The Company’s reports and presentations and notices of Annual General Meetings will be made available on the website when available, as will the results of voting at shareholder meetings.
The Board Committees
The Audit Committee will have the primary responsibility of monitoring the quality of internal controls to ensure that the financial performance of the Group is properly measured and reported on. It will receive and review reports from the Group’s management and external auditors relating to the interim and annual accounts and the accounting and internal control systems in use throughout the Group. The Audit Committee will meet not less than two times in each financial year and will have unrestricted access to the Group’s external auditors. The Audit Committee comprises Chris Bell and Penny Judd and is chaired by Penny Judd.
The Remuneration Committee will review the performance of the Executive Directors and make recommendations to the Board on matters relating to their remuneration and terms of service. The Remuneration Committee will meet as and when necessary, but at least once each year. In exercising this role, the Directors shall have regard to the recommendations put forward in the QCA Code and, where appropriate, the Remuneration Committee Guide for Small and Mid-Size Quoted Companies published by the QCA and associated guidance.

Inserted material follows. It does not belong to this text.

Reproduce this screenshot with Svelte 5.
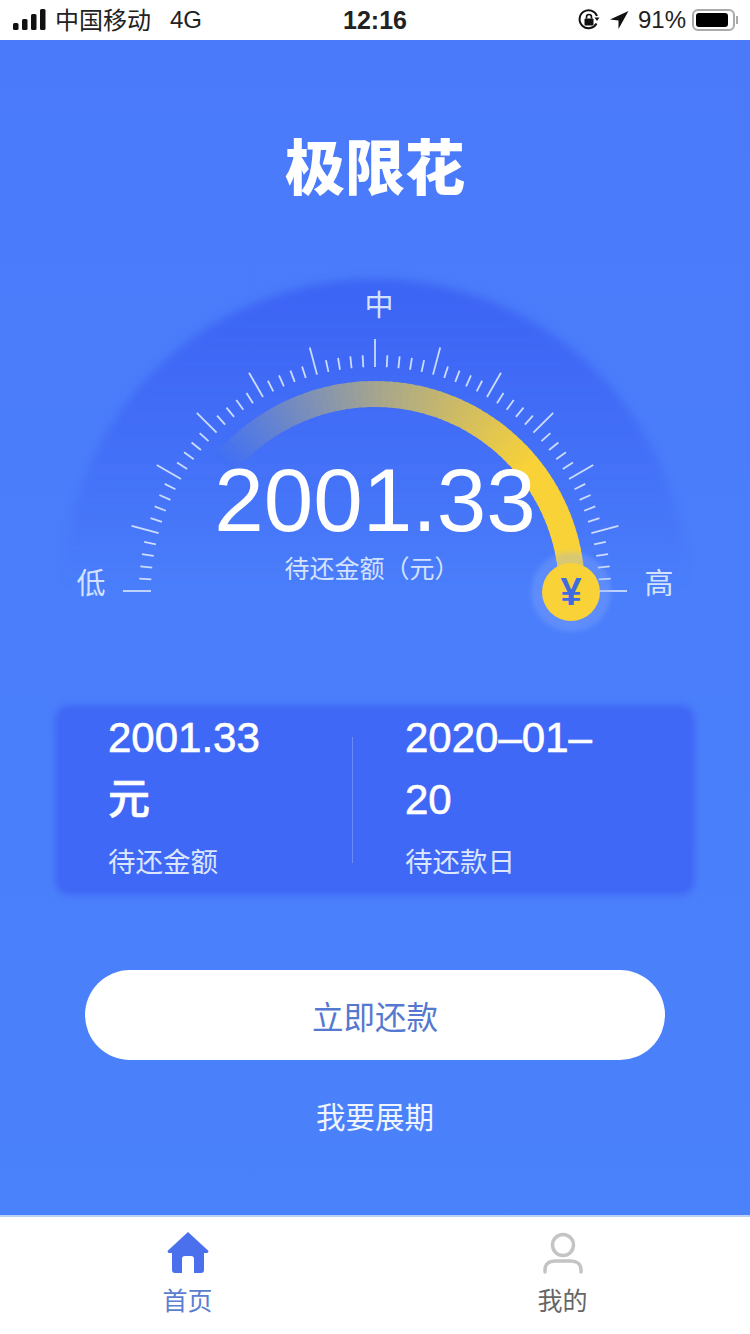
<script>
	const cx = 375;
	const cy = 331;
	const bg = [65, 112, 245];
	const yellow = [249, 210, 56];

	const ticks = [];
	for (let i = 0; i <= 60; i++) {
		const a = ((180 - i * 3) * Math.PI) / 180;
		const long = i % 5 === 0;
		const r1 = 224;
		const r2 = long ? 252 : 236;
		ticks.push({
			x1: cx + r1 * Math.cos(a),
			y1: cy - r1 * Math.sin(a),
			x2: cx + r2 * Math.cos(a),
			y2: cy - r2 * Math.sin(a)
		});
	}

	// arc fades from the background colour into yellow, so draw it in short pieces
	function strength(deg) {
		if (deg >= 90) return ((140 - deg) / 50) * 0.55;
		if (deg >= 40) return 0.55 + ((90 - deg) / 50) * 0.45;
		return 1;
	}
	const pieces = [];
	for (let d = 140; d > 0; d -= 2) {
		const a1 = (d * Math.PI) / 180;
		const a2 = ((d - 2.6) * Math.PI) / 180;
		const s = strength(d);
		const c = bg.map((v, i) => Math.round(v + (yellow[i] - v) * s));
		pieces.push({
			d: `M${cx + 197 * Math.cos(a1)} ${cy - 197 * Math.sin(a1)}A197 197 0 0 1 ${cx + 197 * Math.cos(a2)} ${cy - 197 * Math.sin(a2)}`,
			color: `rgb(${c.join(',')})`
		});
	}
</script>

<div class="page">
	<header class="status">
		<div class="status-left">
			<svg width="34" height="24" viewBox="0 0 34 24">
				<rect x="0" y="14" width="5.5" height="7" rx="1.5" />
				<rect x="9" y="10" width="5.5" height="11" rx="1.5" />
				<rect x="18" y="5" width="5.5" height="16" rx="1.5" />
				<rect x="27" y="0" width="5.5" height="21" rx="1.5" />
			</svg>
			<span class="carrier">中国移动</span>
			<span class="net">4G</span>
		</div>
		<div class="clock">12:16</div>
		<div class="status-right">
			<svg width="24" height="24" viewBox="0 0 24 24">
				<path d="M19.5 15.5A9 9 0 1 1 20 8" fill="none" stroke="#111" stroke-width="2" />
				<path d="M17.5 9.5h5l-2.5 3.4z" fill="#111" />
				<rect x="7.5" y="10.5" width="9" height="7" rx="1" fill="#111" />
				<path d="M9.5 10.5V9a2.500 2.500 0 0 1 5 0v1.500" fill="none" stroke="#111" stroke-width="1.600" />
			</svg>
			<svg class="arrow" width="20" height="20" viewBox="0 0 20 20">
				<path d="M19.500 1 1 9.500l8.500 1V19z" fill="#111" />
			</svg>
			<span class="pct">91%</span>
			<div class="battery"><div class="battery-fill"></div></div>
			<div class="battery-cap"></div>
		</div>
	</header>

	<main class="main">
		<h1 class="title">极限花</h1>

		<svg class="gauge" width="750" height="400" viewBox="0 0 750 400">
			<defs>
				<linearGradient id="halo" x1="0" y1="18" x2="0" y2="330" gradientUnits="userSpaceOnUse">
					<stop offset="0" stop-color="#3b62f4" stop-opacity="0.95" />
					<stop offset="0.5" stop-color="#3b62f4" stop-opacity="0.55" />
					<stop offset="1" stop-color="#3b62f4" stop-opacity="0" />
				</linearGradient>
				<filter id="soft" x="-10%" y="-10%" width="120%" height="120%">
					<feGaussianBlur stdDeviation="5" />
				</filter>
				<filter id="glow" x="-30%" y="-30%" width="160%" height="160%">
					<feGaussianBlur stdDeviation="2.5" />
				</filter>
			</defs>

			<circle cx={cx} cy={cy} r="312" fill="url(#halo)" filter="url(#soft)" />

			{#each pieces as p}
				<path d={p.d} fill="none" stroke={p.color} stroke-width="26" />
			{/each}

			{#each ticks as t}
				<line x1={t.x1} y1={t.y1} x2={t.x2} y2={t.y2} class="tick" />
			{/each}

			<text class="mark" x="91" y="334">低</text>
			<text class="mark" x="379" y="56">中</text>
			<text class="mark" x="659" y="334">高</text>

			<circle cx="571" cy="332" r="40" fill="#8fb0fb" opacity="0.3" filter="url(#glow)" />
			<circle cx="571" cy="332" r="29" fill="#f9d238" />
			<text class="yen" x="571" y="345">¥</text>

			<text class="amount" x="375" y="271">2001.33</text>
			<text class="amount-label" x="372" y="318">待还金额（元）</text>
		</svg>

		<section class="card">
			<div class="cell">
				<div class="value">2001.33 元</div>
				<div class="label">待还金额</div>
			</div>
			<div class="cell second">
				<div class="value">2020–01–20</div>
				<div class="label">待还款日</div>
			</div>
		</section>

		<button class="repay" type="button">立即还款</button>
		<div class="extend">我要展期</div>
	</main>

	<nav class="tabs">
		<div class="tab active">
			<svg width="42" height="42" viewBox="0 0 42 42">
				<path d="M21 0 41 18.500a1.500 1.500 0 0 1-1 2.500h-3v17a3 3 0 0 1-3 3h-7V27a3 3 0 0 0-3-3h-6a3 3 0 0 0-3 3v14H8a3 3 0 0 1-3-3V21H2a1.500 1.500 0 0 1-1-2.500z" fill="#4a70ee" />
			</svg>
			<span>首页</span>
		</div>
		<div class="tab">
			<svg width="42" height="42" viewBox="0 0 42 42">
				<circle cx="21" cy="13" r="10.500" fill="none" stroke="#c4c4c4" stroke-width="3.500" />
				<path d="M3 40v-2c0-6 4-9 10-9h16c6 0 10 3 10 9v2" fill="none" stroke="#c4c4c4" stroke-width="3.500" stroke-linecap="round" />
			</svg>
			<span>我的</span>
		</div>
	</nav>
</div>

<style>
	:global(body) {
		margin: 0;
	}
	.page {
		width: 750px;
		height: 1334px;
		display: flex;
		flex-direction: column;
		font-family: "Liberation Sans", "Noto Sans CJK SC", sans-serif;
		overflow: hidden;
	}

	.status {
		height: 40px;
		flex: none;
		background: #fff;
		color: #111;
		display: grid;
		grid-template-columns: 1fr auto 1fr;
		align-items: center;
		font-size: 24px;
	}
	.status-left {
		display: flex;
		align-items: center;
		padding-left: 13px;
	}
	.status-left svg {
		fill: #111;
		margin-top: 1px;
	}
	.carrier {
		margin-left: 8px;
		margin-top: -3px;
		color: #222;
	}
	.net {
		margin-left: 19px;
		font-size: 24px;
		color: #222;
	}
	.clock {
		font-size: 25px;
		font-weight: 700;
		color: #222;
	}
	.status-right {
		display: flex;
		align-items: center;
		justify-content: flex-end;
		padding-right: 12px;
	}
	.arrow {
		margin-left: 8px;
	}
	.pct {
		font-size: 24px;
		margin-left: 9px;
		margin-right: 6px;
		color: #222;
	}
	.battery {
		width: 43px;
		height: 22px;
		box-sizing: border-box;
		border: 2px solid #aaa;
		border-radius: 6px;
		padding: 2px;
	}
	.battery-fill {
		width: 92%;
		height: 100%;
		background: #000;
		border-radius: 3px;
	}
	.battery-cap {
		width: 2px;
		height: 8px;
		background: #aaa;
		margin-left: 1px;
	}

	.main {
		flex: 1;
		display: flex;
		flex-direction: column;
		align-items: center;
		background: linear-gradient(#4a7afa, #4a82fb);
	}
	.title {
		margin: 100px 0 0;
		font-size: 60px;
		line-height: 60px;
		font-weight: 900;
		color: #fff;
	}
	.gauge {
		display: block;
		margin-top: 60px;
		flex: none;
	}
	.tick {
		stroke: #cbdcfd;
		stroke-width: 1.8;
	}
	.mark {
		fill: #d4e2ff;
		font-size: 29px;
		text-anchor: middle;
	}
	.yen {
		fill: #3f6be0;
		font-size: 38px;
		font-weight: 700;
		text-anchor: middle;
	}
	.amount {
		fill: #fff;
		font-size: 89px;
		text-anchor: middle;
	}
	.amount-label {
		fill: #d4e2ff;
		font-size: 25px;
		text-anchor: middle;
	}

	.card {
		width: 632px;
		height: 182px;
		margin-top: 49px;
		flex: none;
		box-sizing: border-box;
		display: flex;
		background: #4068f6;
		border-radius: 10px;
		box-shadow: 0 0 7px 4px #4068f6;
		color: #fff;
	}
	.cell {
		width: 293px;
		box-sizing: border-box;
		padding: 0 0 0 49px;
		position: relative;
	}
	.second {
		width: 339px;
		padding-left: 53px;
		padding-right: 80px;
	}
	.second::before {
		content: "";
		position: absolute;
		left: 0;
		top: 28px;
		height: 126px;
		width: 1px;
		background: #6a8cf8;
	}
	.value {
		font-size: 42px;
		line-height: 62px;
		font-weight: 500;
		-webkit-text-stroke: 0.6px #fff;
		width: 200px;
		margin-top: -2px;
	}
	.label {
		font-size: 27.5px;
		line-height: 40px;
		margin-top: 12px;
		color: #dbe6ff;
	}

	.repay {
		width: 580px;
		height: 90px;
		margin-top: 79px;
		flex: none;
		border: none;
		border-radius: 45px;
		background: #fff;
		color: #5578d0;
		font: inherit;
		font-size: 31.5px;
	}
	.extend {
		margin-top: 38px;
		font-size: 29.5px;
		line-height: 40px;
		color: #f0f4ff;
	}

	.tabs {
		height: 119px;
		flex: none;
		box-sizing: border-box;
		border-top: 2px solid #bcd0f5;
		background: #fff;
		display: flex;
	}
	.tab {
		flex: 1;
		display: flex;
		flex-direction: column;
		align-items: center;
		padding-top: 15px;
		font-size: 25px;
		color: #666;
	}
	.tab span {
		margin-top: 9px;
		line-height: 36px;
	}
	.tab.active {
		color: #5a7fd0;
	}
</style>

The Remuneration Committee comprises Chris Bell and Penny Judd and is chaired by Chris Bell, until such time as a third non-executive director is appointed who is anticipated to chair the Remuneration Committee going forward.
The Nomination Committee will lead the process for board appointments and make recommendations to the Board. The Nomination Committee shall evaluate the balance of skills, experience, independence and knowledge on the board and, in the light of this evaluation, prepare a description of the role and capabilities required for a particular appointment. The Nomination Committee will meet as and when necessary, but at least once a year. The Nomination Committee comprises Debbie Bestwick, Chris Bell and Penny Judd and is chaired by Chris Bell.